What is technical analysis?

Technical analysis is one of two primary approaches to currency trading, the other being macro-driven. Forex investors who use this approach to currency trading are known as technicians while those who use more traditional methods are referred to as fundamentalists. Although all approaches to currency trading or prediction of the economic market are limited, utilising a defined approach can produce a number of benefits. Whereas the macro-driven approach takes into account a wide array of factors that may impact upon the relevant currency pairs, technical analysis focuses exclusively upon the currency pair itself.

Forex brokers who utilise technical analysis depend entirely upon hard facts and raw data rather than theories and demand. They carefully monitor the currency pairs and collect data on the movement of currency prices while seeking to identify trends and cycles within the relevant currencies.
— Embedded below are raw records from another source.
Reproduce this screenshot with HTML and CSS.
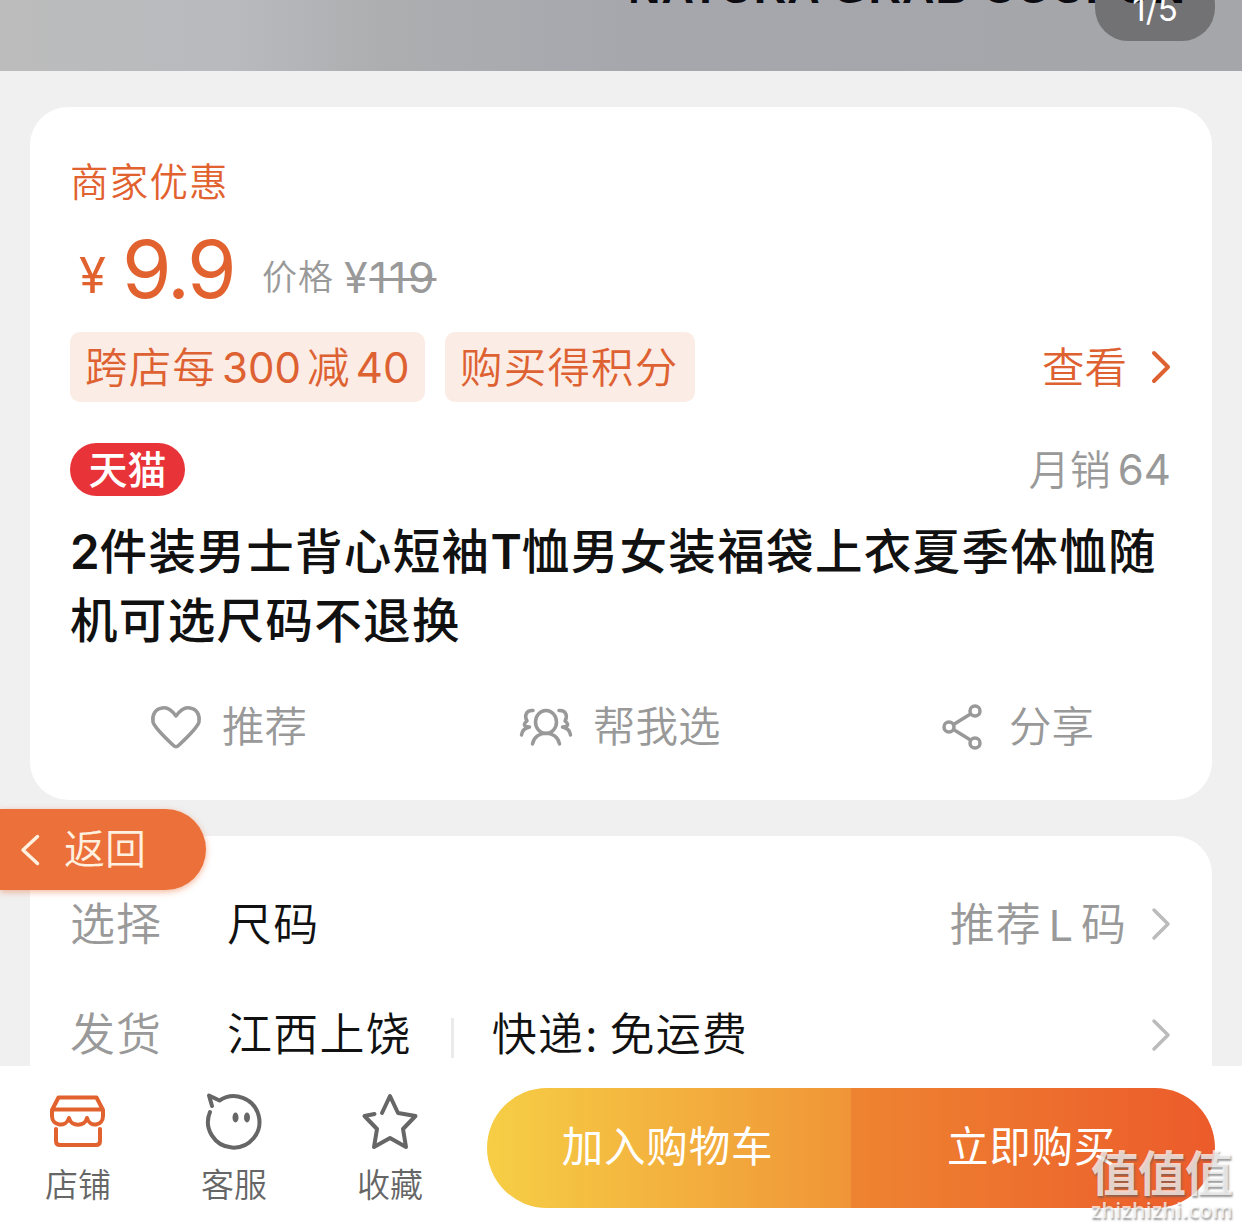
FILE: index.html
```html
<!DOCTYPE html>
<html lang="zh-CN">
<head>
<meta charset="utf-8">
<title>商品详情</title>
<link rel="stylesheet" href="styles.css">
</head>
<body>
<div class="page">
  <header class="gallery">
    <div class="gallery-caption">NATURA GRAB COUPON</div>
    <div class="gallery-count">1/5</div>
  </header>

  <main class="content">
    <section class="card product">
      <div class="promo">商家优惠</div>
      <div class="price-row">
        <span class="yen">¥</span>
        <span class="price">9.9</span>
        <span class="old-label">价格</span>
        <span class="old-price"><span class="old-yen">¥</span><s>119</s></span>
      </div>
      <div class="tags">
        <span class="tag tag-wide">跨店每<span class="num">300</span>减<span class="num num-last">40</span></span>
        <span class="tag">购买得积分</span>
        <a class="view"><span>查看</span>
          <svg width="20" height="34" viewBox="0 0 20 34"><path d="M2 3 16 17 2 31"/></svg>
        </a>
      </div>
      <div class="shop-row">
        <span class="tmall">天猫</span>
        <span class="sales">月销<span class="num">64</span></span>
      </div>
      <h1 class="title"><span class="line"><span class="latin">2</span>件装男士背心短袖<span class="latin">T</span>恤男女装福袋上衣夏季体恤随</span><span class="line">机可选尺码不退换</span></h1>
      <div class="actions">
        <a class="action action-like">
          <svg width="50" height="44" viewBox="0 0 50 44"><path d="M25 11C20 4 15 2 11 3 4 4 1 10 2 17 3 21 7 26 22.500 40.500Q25 43 27.500 40.500C43 26 47 21 48 17 49 10 46 4 39 3 35 2 30 4 25 11Z"/></svg>
          <span>推荐</span>
        </a>
        <a class="action action-pick">
          <svg width="52" height="40" viewBox="0 0 52 40"><ellipse cx="26" cy="15" rx="10.5" ry="11.500"/><path d="M12.500 37C15 22.500 37 22.500 39.500 37M13 3.500C6 3 4 9 7 14 2 18 5 20 9.500 20 5 21 2 24 1.500 28M39 3.500C46 3 48 9 45 14 50 18 47 20 42.500 20 47 21 50 24 50.500 28"/></svg>
          <span>帮我选</span>
        </a>
        <a class="action action-share">
          <svg width="40" height="46" viewBox="0 0 40 46"><circle cx="7" cy="23" r="5"/><circle cx="33" cy="7" r="5"/><circle cx="33" cy="39" r="5"/><path d="M11.500 20.500 28.500 10M11.500 25.500 28.500 36"/></svg>
          <span>分享</span>
        </a>
      </div>
    </section>

    <section class="card options">
      <div class="option">
        <span class="option-name">选择</span>
        <span class="option-value">尺码</span>
        <span class="option-hint">推荐<span class="hint-latin">L</span>码</span>
        <svg class="more" width="20" height="34" viewBox="0 0 20 34"><path d="M2 3 16 17 2 31"/></svg>
      </div>
      <div class="option">
        <span class="option-name">发货</span>
        <span class="option-value">江西上饶</span>
        <span class="rule"></span>
        <span class="option-value">快递<span class="colon">:</span>免运费</span>
        <svg class="more" width="20" height="34" viewBox="0 0 20 34"><path d="M2 3 16 17 2 31"/></svg>
      </div>
    </section>
  </main>

  <footer class="bar">
    <a class="nav nav-shop">
      <svg width="56" height="58" viewBox="0 0 56 58"><path d="M8.500 5.500H46.500L53 18V24C53 34 40 36 37 26 35 35 21 35 19 26 16 36 2 34 2 24V18ZM2.500 17.500H52.500M6 37V49Q6 53 10 53H46Q50 53 50 49V37"/></svg>
      <span>店铺</span>
    </a>
    <a class="nav">
      <svg width="56" height="58" viewBox="0 0 56 58"><path d="M4 20A25.700 25.700 0 1 0 13.500 8.500L3 3.500 6 14"/><ellipse class="eye" cx="29.500" cy="25.500" rx="3" ry="5"/><ellipse class="eye" cx="41" cy="25.500" rx="3" ry="5"/></svg>
      <span>客服</span>
    </a>
    <a class="nav">
      <svg width="56" height="58" viewBox="0 0 56 58"><path d="M20 21 28 4 36 21 53.500 24 41 37 44 55 28 46 12 55 15 37 2.500 24 12.500 22"/></svg>
      <span>收藏</span>
    </a>
    <div class="buy">
      <button class="btn btn-cart">加入购物车</button>
      <button class="btn btn-now">立即购买</button>
    </div>
  </footer>

  <a class="back">
    <svg width="20" height="32" viewBox="0 0 20 32"><path d="M17.500 2.500 3 16 17.500 29.500"/></svg>
    <span>返回</span>
  </a>
  <div class="stamp"><div class="stamp-name">值值值</div><div class="stamp-site">zhizhizhi.com</div></div>
</div>
</body>
</html>
```
FILE: styles.css
```css
* { box-sizing: border-box; }
body {
  margin: 0;
  font-family: "Noto Sans CJK SC", sans-serif;
  font-weight: 350;
  background: #f0f0f0;
}
.page {
  position: relative;
  display: flex;
  flex-direction: column;
  width: 1242px;
  height: 1229px;
  overflow: hidden;
}
svg {
  flex: none;
  display: block;
  overflow: visible;
  fill: none;
  stroke: currentColor;
  stroke-width: 4;
  stroke-linecap: round;
  stroke-linejoin: round;
}
.num, .price, .yen, .old-price, .latin, .hint-latin, .gallery-count {
  font-family: Inter, "Liberation Sans", sans-serif;
  font-weight: 400;
}

.gallery {
  position: relative;
  flex: none;
  height: 71px;
  overflow: hidden;
  background: linear-gradient(90deg, #bcbcbc 0, #b8babe 230px, #acaeb0 380px, #a6a7ad 640px, #a5a6a9 100%);
}
.gallery-caption {
  position: absolute;
  left: 628px;
  top: -40px;
  font: 700 45px/56px "Liberation Sans", sans-serif;
  letter-spacing: 1px;
  white-space: nowrap;
  color: #0c0c12;
}
.gallery-count {
  position: absolute;
  left: 1095px;
  top: -28px;
  width: 120px;
  height: 69px;
  border-radius: 33px;
  background: rgba(0, 0, 0, .31);
  color: #fff;
  font-size: 33px;
  line-height: 74px;
  text-align: center;
}

.content {
  flex: 1;
  min-height: 0;
  display: flex;
  flex-direction: column;
  gap: 36px;
  padding: 36px 30px 0;
  overflow: hidden;
}
.card {
  flex: none;
  padding: 0 40px;
  border-radius: 38px;
  background: #fff;
}
.product { height: 693px; padding-top: 47px; }
.promo {
  height: 50px;
  line-height: 50px;
  font-size: 38.500px;
  letter-spacing: 1.200px;
  color: #e2622f;
}
.price-row {
  display: flex;
  align-items: baseline;
  height: 100px;
  margin-top: 15px;
  margin-bottom: 13px;
  line-height: 100px;
  color: #e2622f;
}
.yen, .old-label, .old-price { position: relative; }
.yen { top: -5px; width: 52px; padding-left: 9px; font-size: 49px; }
.price { width: 140px; font-size: 80px; letter-spacing: -2.500px; }
.old-label { top: -8px; width: 82px; font-size: 35px; letter-spacing: 1px; color: #999; }
.old-price { top: -5px; font-size: 43px; letter-spacing: 1.800px; color: #999; }
.old-price s { text-decoration-thickness: 3px; }
.tags { display: flex; align-items: center; gap: 20px; height: 70px; }
.tag {
  width: 250px;
  height: 70px;
  padding-left: 15px;
  border-radius: 10px;
  background: #fbece5;
  color: #de6132;
  font-size: 42.500px;
  line-height: 65px;
  letter-spacing: 1.200px;
  white-space: nowrap;
}
.tag-wide { width: 355px; }
.tag .num { margin: 0 6px; font-size: 42px; letter-spacing: 0; }
.tag .num-last { margin-left: 5px; }
.view {
  display: flex;
  align-items: center;
  gap: 25px;
  margin-left: auto;
  font-size: 42.500px;
  color: #de6132;
}
.view span { padding-bottom: 6px; }
.shop-row {
  display: flex;
  align-items: center;
  justify-content: space-between;
  height: 53px;
  margin-top: 41px;
}
.tmall {
  width: 115px;
  height: 53px;
  border-radius: 27px;
  background: #e83338;
  color: #fff;
  font-size: 39px;
  font-weight: 500;
  line-height: 49px;
  text-align: center;
}
.sales { height: 53px; padding-right: 1px; font-size: 41px; line-height: 49px; color: #999; white-space: nowrap; }
.sales .num { margin-left: 7px; font-size: 42px; }
.title {
  margin: 18px 0 0;
  font-size: 47.500px;
  font-weight: 500;
  line-height: 69px;
  letter-spacing: 1.350px;
  color: #111;
}
.line { display: block; height: 69px; white-space: nowrap; }
.latin { font-weight: 600; line-height: 1; letter-spacing: 0; }
.actions { display: flex; height: 60px; margin-top: 45px; color: #999; }
.action { flex: none; display: flex; align-items: center; font-size: 42.500px; line-height: 56px; }
.action span { padding-bottom: 6px; }
.action svg { stroke-width: 3.500; }
.action-like { width: 370px; gap: 21px; padding-left: 81px; }
.action-pick { width: 492px; gap: 21px; padding-left: 80px; }
.action-share { gap: 27px; padding-left: 10px; }

.options { height: 300px; padding-top: 33px; }
.option {
  display: flex;
  align-items: center;
  height: 110px;
  font-size: 45px;
  line-height: 60px;
  letter-spacing: 1px;
  color: #111;
}
.option + .option { padding-top: 1px; }
.option-name, .option-value { padding-bottom: 5px; }
.option-value { letter-spacing: 1.200px; }
.option-name { width: 157px; color: #999; }
.option-hint { margin-left: auto; margin-right: 25px; padding-bottom: 1px; color: #999; }
.hint-latin { margin: 0 7px; font-size: 43px; }
.more { margin-left: auto; color: #bbb; }
.option .more { stroke-width: 3.500; }
.option-hint + .more { margin-left: 0; }
.rule { width: 3px; height: 40px; margin: 6px 38px 0 39px; background: #eaeaea; }
.colon { padding: 0 11px 0 1px; }

.bar {
  flex: none;
  display: flex;
  height: 163px;
  padding: 22px 27px 0 0;
  background: #fff;
}
.nav {
  width: 156px;
  padding-top: 4px;
  display: flex;
  flex-direction: column;
  align-items: center;
  color: #666;
  font-size: 33px;
  line-height: 50px;
}
.nav svg { margin-bottom: 8px; }
.nav-shop svg { color: #e2622f; }
.nav .eye { fill: currentColor; stroke: none; }
.buy {
  display: flex;
  width: 728px;
  height: 120px;
  margin-left: auto;
  border-radius: 60px;
  overflow: hidden;
}
.btn {
  flex: 1;
  border: 0;
  padding: 0 3px 8px 0;
  font: 400 41.500px/60px "Noto Sans CJK SC", sans-serif;
  letter-spacing: .8px;
  color: #fff;
}
.btn-cart { background: linear-gradient(90deg, #f6ce45, #f09537); }
.btn-now { background: linear-gradient(90deg, #ee8431, #ec5b2b); }

.back {
  position: absolute;
  left: 0;
  top: 809px;
  display: flex;
  align-items: center;
  gap: 24px;
  width: 206px;
  height: 81px;
  padding-left: 20px;
  border-radius: 0 41px 41px 0;
  background: #eb7039;
  box-shadow: 0 2px 6px rgba(235, 112, 57, .5);
  color: #fff0e0;
  font-size: 41px;
}
.back span { padding-bottom: 7px; }
.back svg { stroke-width: 3.500; }
.stamp {
  position: absolute;
  left: 1091px;
  top: 1142px;
  color: rgba(255, 255, 255, .72);
  text-shadow: 1px 2px 2px rgba(90, 90, 90, .6);
}
.stamp-name { font-size: 48px; font-weight: 700; line-height: 56px; letter-spacing: -1px; }
.stamp-site { font: 600 21px/24px "Open Sans", sans-serif; letter-spacing: .4px; }
```
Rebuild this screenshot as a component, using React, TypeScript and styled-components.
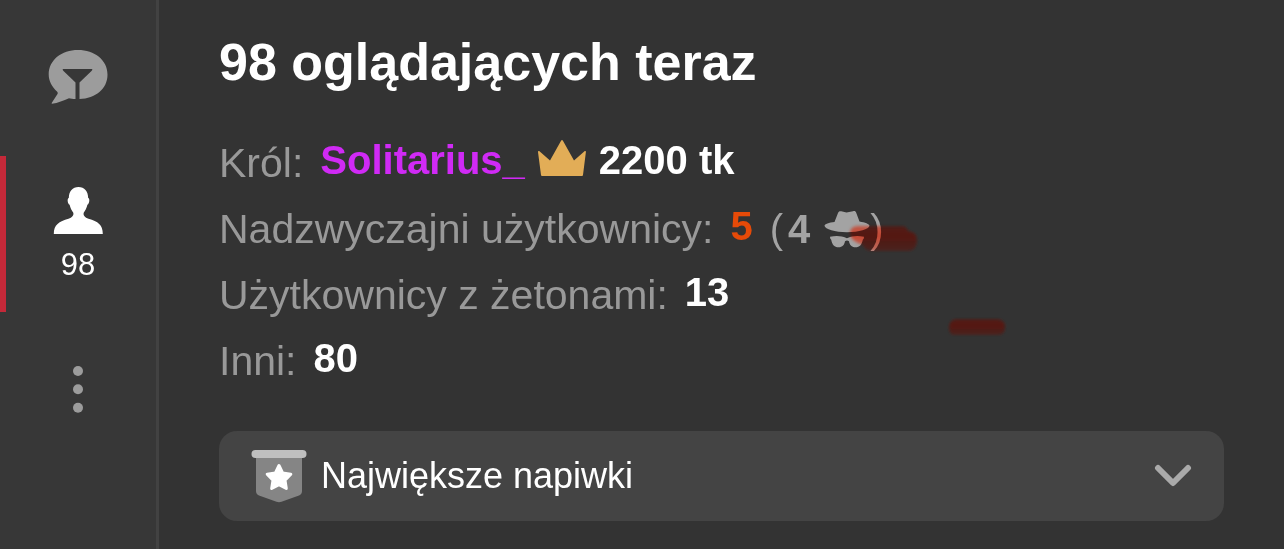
import React from "react";
import styled, { createGlobalStyle } from "styled-components";

const GlobalStyle = createGlobalStyle`
  *, *::before, *::after { box-sizing: border-box; }
  body {
    margin: 0;
    background: #333333;
    font-family: "Liberation Sans", Arial, sans-serif;
  }
`;

const Layout = styled.div`
  display: flex;
  min-height: 100vh;
  background: #333333;
`;

const Sidebar = styled.nav`
  flex: 0 0 159px;
  display: flex;
  flex-direction: column;
  background: #373737;
  border-right: 3px solid #424242;
`;

const SidebarButton = styled.button<{ $active?: boolean }>`
  display: flex;
  flex-direction: column;
  align-items: center;
  justify-content: center;
  gap: 14px;
  height: 156px;
  padding: 0 6px 0 0;
  border: 0;
  border-left: 6px solid ${(p) => (p.$active ? "#c42939" : "transparent")};
  background: none;
  color: ${(p) => (p.$active ? "#ffffff" : "#9c9c9c")};
  font: 400 31px/32px "Liberation Sans", Arial, sans-serif;
  cursor: pointer;
`;

const Panel = styled.main`
  position: relative;
  flex: 1;
  min-width: 0;
  padding: 32px 60px 28px;
`;

const Title = styled.h1`
  margin: 0;
  font-size: 52px;
  line-height: 60px;
  font-weight: 700;
  color: #ffffff;
`;

const Stats = styled.dl`
  margin: 43px 0 32px;
`;

const StatRow = styled.div`
  display: flex;
  align-items: flex-end;
  height: 66px;
  padding-bottom: 14px;
  white-space: nowrap;
`;

const StatLabel = styled.dt`
  font-size: 41px;
  line-height: 48px;
  color: #999999;
`;

const StatValue = styled.dd`
  display: flex;
  align-items: center;
  gap: 12px;
  margin: 0 0 3px 17px;
  font-size: 40px;
  line-height: 48px;
  font-weight: 700;
  color: #ffffff;
`;

const UserName = styled.a`
  color: #d02af5;
  text-decoration: none;
`;

const Accent = styled.span`
  color: #e64a08;
`;

const StatNote = styled.dd`
  display: flex;
  align-items: center;
  margin: 0 0 0 17px;
  font-size: 40px;
  line-height: 48px;
  font-weight: 700;
  color: #a3a3a3;
`;

const Paren = styled.span`
  font-weight: 400;
`;

const HiddenCount = styled.span`
  margin: 0 14px 0 5px;
`;

const Accordion = styled.button`
  display: flex;
  align-items: center;
  width: 100%;
  height: 90px;
  padding: 0 32px;
  border: 0;
  border-radius: 18px;
  background: #444444;
  color: #ffffff;
  font: 400 36px/44px "Liberation Sans", Arial, sans-serif;
  text-align: left;
  cursor: pointer;
`;

const AccordionLabel = styled.span`
  flex: 1;
  margin-left: 14px;
`;

const Ink = styled.svg<{ $x: number; $y: number; $blend: string }>`
  position: absolute;
  left: ${(p) => p.$x}px;
  top: ${(p) => p.$y}px;
  mix-blend-mode: ${(p) => p.$blend};
  pointer-events: none;
`;

const ChatFilterIcon = () => (
  <svg width="60" height="56" viewBox="0 0 60 56" aria-hidden="true">
    <path
      fill="#9c9c9c"
      d="M30 0C46.500 0 59.500 10 59.500 24.500C59.500 39 47.500 48.500 31.500 49V32.500L43.500 21C45 19.500 44.500 19 43 19H16C14.500 19 14 19.500 15.500 21L27.500 32.500V49C25 49 22.500 48.500 21 48.200C15.500 50.500 10 53 4 53.700C3.500 53.700 3.500 53 4 52.500L9.500 44C10 43 9.800 42.500 9 41.500C4 37 .7 31 .7 24.500C.7 10 13.500 0 30 0Z"
    />
  </svg>
);

const PersonIcon = () => (
  <svg width="50" height="48" viewBox="0 0 50 48" aria-hidden="true">
    <path
      fill="#ffffff"
      d="M25.500 0C31.500 0 35 4 35.200 11C37 11 36.600 17 34.400 17.700C33.700 21 32.200 23.500 30.700 25.700C30 28.500 32 30.500 35.500 31.700C45 34.500 49.800 37.500 49.800 47H.8C.8 37.500 6 34.500 15.500 31.700C19 30.500 21 28.500 20.300 25.700C18.800 23.500 17.300 21 16.600 17.700C14.400 17 14 11 15.800 11C16 4 19.500 0 25.500 0Z"
    />
  </svg>
);

const DotsIcon = () => (
  <svg width="12" height="48" viewBox="0 0 12 48" fill="#9c9c9c" aria-hidden="true">
    <circle cx="6" cy="5" r="5" />
    <circle cx="6" cy="23.300" r="5" />
    <circle cx="6" cy="41.700" r="5" />
  </svg>
);

const CrownIcon = () => (
  <svg width="50" height="42" viewBox="0 0 50 42" aria-hidden="true">
    <path
      fill="#e2ad57"
      d="M24.200 1.500Q25 .5 25.800 1.500L37 21.500L47.800 12Q49 11.500 48.900 13L46 36Q45.900 37 45 37H5Q4.100 37 4 36L1 13Q1 11.500 2.200 12L13 21.500Z"
    />
  </svg>
);

const IncognitoIcon = () => (
  <svg width="46" height="38" viewBox="0 0 46 38" fill="#a3a3a3" aria-hidden="true">
    <path d="M10.500 12L14 3C14.700 1.300 15.500 1 17.200 1.300L22.500 2.500L29 1.200C31 .9 31.700 1.500 32.200 2.700L35.500 11.500C41 12.500 45.500 14 45.500 15.800C45 19.300 35 22.300 23 22.300C11 22.300 1 19.300 .5 15.800C.5 14 5 12.500 10.500 12Z" />
    <path d="M6 26.800C12 25.200 18 25.800 21.800 27.800Q23 28.500 24.200 27.800C28 25.800 34 25.200 40 26.800Q40.200 28.700 38.800 29.800C37.800 35 35.500 37.300 31.500 37.300C27.500 37.300 25.500 34.500 25 31.200Q23 29.700 21 31.200C20.500 34.500 18.500 37.300 14.500 37.300C10.500 37.300 8.200 35 7.200 29.800Q5.800 28.700 6 26.800Z" />
  </svg>
);

const BadgeIcon = () => (
  <svg width="56" height="54" viewBox="0 0 56 54" aria-hidden="true">
    <path fill="#858585" d="M5 7H51V42C51 44.500 50 45.500 48 46.500L30.500 52.800Q28 53.500 25.500 52.800L8 46.500C6 45.500 5 44.500 5 42Z" />
    <rect x=".5" y="1" width="55" height="8" rx="4" fill="#bfbfbf" />
    <path
      fill="#ffffff"
      stroke="#ffffff"
      strokeWidth="3"
      strokeLinejoin="round"
      d="M28 16.500L31.600 24L39.800 25.200L34 31.200L35.300 39.500L28 35.700L20.700 39.500L22 31.200L16.200 25.200L24.400 24Z"
    />
  </svg>
);

const ChevronIcon = () => (
  <svg width="38" height="24" viewBox="0 0 38 24" aria-hidden="true">
    <path d="M4 4L19 19L34 4" fill="none" stroke="#aaaaaa" strokeWidth="6" strokeLinecap="round" strokeLinejoin="round" />
  </svg>
);

const WIDE_STROKE =
  "M12 6H56Q62 6 63 11Q72 12 72 20Q72 30 64 31H28Q20 31 18 25Q5 21 5 13Q5 7 12 6Z";
const SHORT_STROKE =
  "M11 6H53Q60 7 60 14Q60 22 53 22H11Q4 23 4 15Q4 7 11 6Z";

/* A translucent marker stroke: one layer removes green and blue, the other adds red. */
const MarkerStroke = ({ id, x, y, path }: { id: string; x: number; y: number; path: string }) => (
  <>
    {[
      { blend: "multiply", color: "#ff7050" },
      { blend: "plus-lighter", color: "#220000" },
    ].map(({ blend, color }) => (
      <Ink key={blend} $x={x} $y={y} $blend={blend} width="80" height="36" viewBox="0 0 80 36" aria-hidden="true">
        <defs>
          <filter id={`${id}-${blend}-soft`}>
            <feGaussianBlur stdDeviation="1.400" />
          </filter>
          <linearGradient id={`${id}-${blend}-ink`} x1="0" y1="0" x2="0" y2="1">
            <stop offset="0" stopColor={color} stopOpacity=".8" />
            <stop offset=".4" stopColor={color} />
            <stop offset="1" stopColor={color} stopOpacity=".6" />
          </linearGradient>
        </defs>
        <path d={path} fill={`url(#${id}-${blend}-ink)`} filter={`url(#${id}-${blend}-soft)`} />
      </Ink>
    ))}
  </>
);

export default function App() {
  return (
    <>
      <GlobalStyle />
      <Layout>
        <Sidebar>
          <SidebarButton aria-label="Czat">
            <ChatFilterIcon />
          </SidebarButton>
          <SidebarButton $active>
            <PersonIcon />
            98
          </SidebarButton>
          <SidebarButton aria-label="Menu">
            <DotsIcon />
          </SidebarButton>
        </Sidebar>
        <Panel>
          <Title>98 oglądających teraz</Title>
          <Stats>
            <StatRow>
              <StatLabel>Król:</StatLabel>
              <StatValue>
                <UserName href="#">Solitarius_</UserName>
                <CrownIcon />
                2200 tk
              </StatValue>
            </StatRow>
            <StatRow>
              <StatLabel>Nadzwyczajni użytkownicy:</StatLabel>
              <StatValue>
                <Accent>5</Accent>
              </StatValue>
              <StatNote>
                <Paren>(</Paren>
                <HiddenCount>4</HiddenCount>
                <IncognitoIcon />
                <Paren>)</Paren>
              </StatNote>
            </StatRow>
            <StatRow>
              <StatLabel>Użytkownicy z żetonami:</StatLabel>
              <StatValue>13</StatValue>
            </StatRow>
            <StatRow>
              <StatLabel>Inni:</StatLabel>
              <StatValue>80</StatValue>
            </StatRow>
          </Stats>
          <Accordion aria-expanded="false">
            <BadgeIcon />
            <AccordionLabel>Największe napiwki</AccordionLabel>
            <ChevronIcon />
          </Accordion>
          <MarkerStroke id="wide" x={686} y={220} path={WIDE_STROKE} />
          <MarkerStroke id="short" x={786} y={313} path={SHORT_STROKE} />
        </Panel>
      </Layout>
    </>
  );
}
Using statistic models such as charts, graphs and tables technicians are able to predict the future movements of the currency pair. Technical analysis allows trends to be spotted easily, thus providing the currency trader with relevant data very quickly. Patterns within the currency pair tend to be readily identifiable and therefore useful to predicting price movements.

Technical analysis requires significant less time and money than any other method of analysis. With modern analytical tools which are easily accessible through use of the internet this method of analysis is far superior in terms of the time taken to complete the analysis and interpret the results.